NEW YORK—Like a man given only a few months to live, Beanie Sigel has spent this year getting his business affairs in order.

The rapper known for grimy depictions of thug life has worked overtime to complete his third album, “The B-Coming,” so it can be released in December. He’s finished all his scenes in the sequel to the 2002 gangsta flick “State Property,” which he starred in. And he’s spent the last few days filming multiple music videos, even though they might not air for months.

Sigel isn’t dying—but his life will change dramatically on Friday, when he’s expected to be sentenced in a Philadelphia courtroom to about three years in prison on federal drug and weapons charges. And that won’t end his legal troubles—he still faces a January retrial on an attempted murder charge.

“[I’m] just settin’ things up just in case I gotta go away, for my family—make sure everybody live comfortably, and maintains livin’ how they maintain living now,” Sigel, born Dwight Grant, said cooly during an interview at his Roc-A-Fella record label offices. “I gotta do that. Gotta plan and strategize.”

“You can’t never prepare yourself for it,” Sigel said of his potential sentence. “You can set things up for other people who depend on you.

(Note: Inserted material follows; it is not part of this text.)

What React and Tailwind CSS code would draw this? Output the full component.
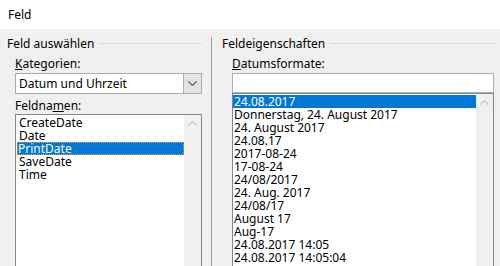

But for yourself, you can’t prepare yourself to go to jail, because you never know how it’s going to be.”

Although he may not be prepared for prison, Sigel has sold more than a million records glamorizing a criminal lifestyle. Like many of his peers, the majority of his raps depict drug slinging, gun toting, killing and torturing enemies, outwitting police, and worse—on one recent mixtape, he even raps about raping a pregnant woman.

While dozens of rappers from Jay-Z to P. Diddy have run afoul of the law, only about a half-dozen hip-hoppers with Sigel’s star power have done prison time. Still, Sigel insists that the life he portrays only represents how he grew up—a poor child of Philadelphia, surrounded by drugs and crime—and does not reflect the way he lives today.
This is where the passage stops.